As originally founded, the Senate is not democratic; it was designed to ensure that states, whose ability to set their own policies are affected by the federal government, were represented. This is why each state has two Senators, which were originally appointed by state legislatures.

It’s also because states need to have a voice in the federal government that the electoral college exists: the number of electors a state has represents the number of representatives they have in the House, which is a democratic body, and the number of Senators they possess. Presidential elections are not decided by the popular vote, but by the electoral college. They’re not democratic for this reason.

The United States is not hurt by the lack of adherence to democracy in its institutions. This is because different institutions give preference to different attitudes towards representation. It’s fair for the House to award different numbers of representatives to different states based on their population in order to ensure representation is equal. It’s also fair for states to have the same number of Senators in order to ensure representation is equal because they are meant to be equal in standing before the federal government.

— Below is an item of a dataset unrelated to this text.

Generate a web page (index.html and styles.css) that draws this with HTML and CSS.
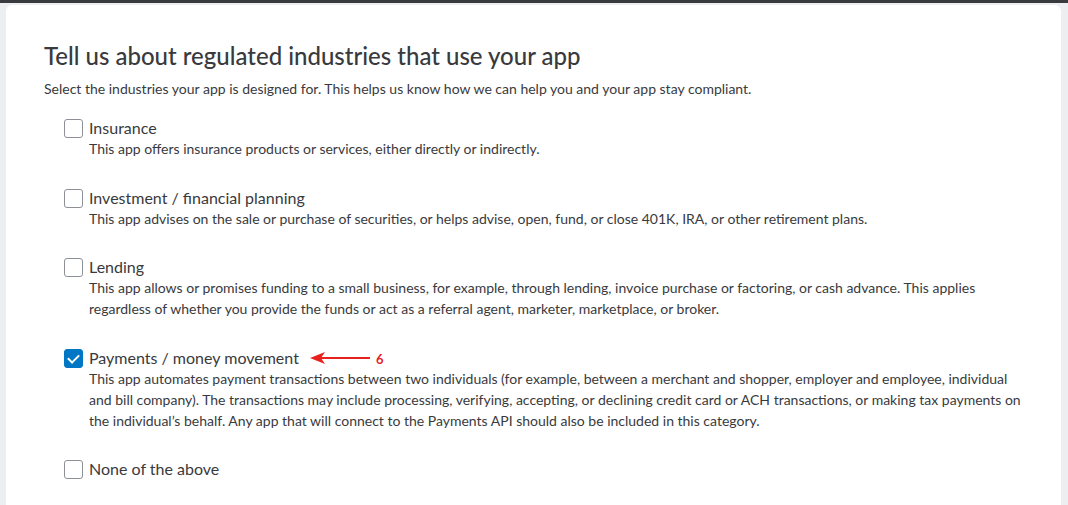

But, in striking a balance between fairly representing different constituents, the American government sometimes abandons democratic procedure. But so long as Americans don’t understand the real and limited role democracy plays in American government, they will unfairly judge its institutions as failing their objective. In reality, straying away from democracy in its purest forms helps insure those in power don’t abuse institutions and promote the majority at the expense of the minority. Protecting the minority is not strictly democratic, but it is a hallmark of American government. And it’s this, not democracy, that needs to be protected.